A New Year tradition in the Interior

Men of the year: Panamanian President Juan Calos Varela, US President-elect Donald Trump, Mexican President Enrique Peña Nieto and the late Cuban strongman Fidel Castro, in effigy in Bejuco.

Personae and phenomena:
the muñeco measure

photos by Sivio Sirias, notes by Eric Jackson

Take a drive west on the Pan-American Highway these next few days — Sunday will be too late — and you will see these dummies of varying quality along the roadsides. They are muñecos, symbols of the outgoing year to be burned on New Year’s bonfires. The norm is that muñecos get stuffed full of firecrackers before getting tossed into the fire, and if to a colonense saril is a tea made from brewing the petals of a red flower of an annual hibiscus species with a bit of ginger, then perhaps flavoring it with a bit of sugar and maybe some lime juice, allspice or pineapple juice, around the New Years bonfires of the Interior saril is brewed straight, chilled and then mixed with an ample amount of seco. Who and what get represented in muñecos tend to be the famous, the infamous, and the cultural sensations of the old year. Taking a count of who and how many of each is a good way to estimate the year’s top news story.

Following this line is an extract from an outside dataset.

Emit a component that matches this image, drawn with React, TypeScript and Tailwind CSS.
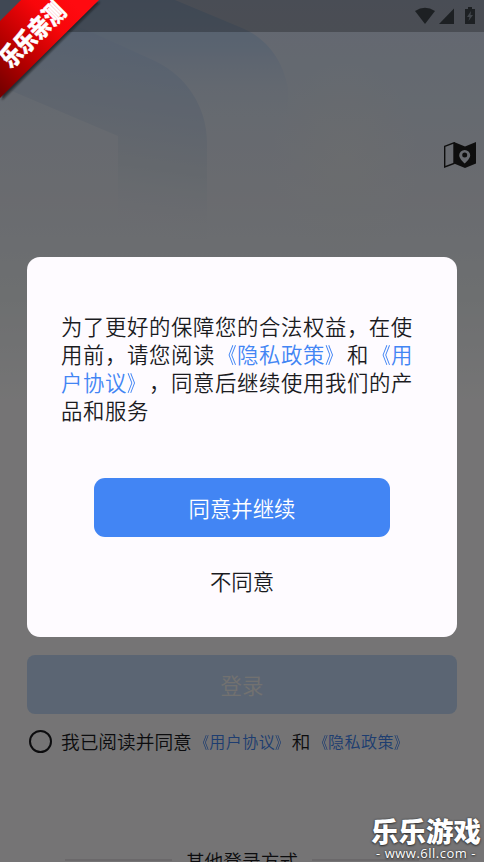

The depictions are often quite irreverent and the most outrageous ones often reflect a quite accurate public estimation of the person or thing represented.


Final orders from The Comandante: ‘Nevertheless, comrade, you WILL infiltrate their high schools and writers’ circles….’


The Ugly Gringo: a very Latin American way of looking at the US president-elect.


Was the US election the piñata that saves his presidency from the taint of scandals and violence?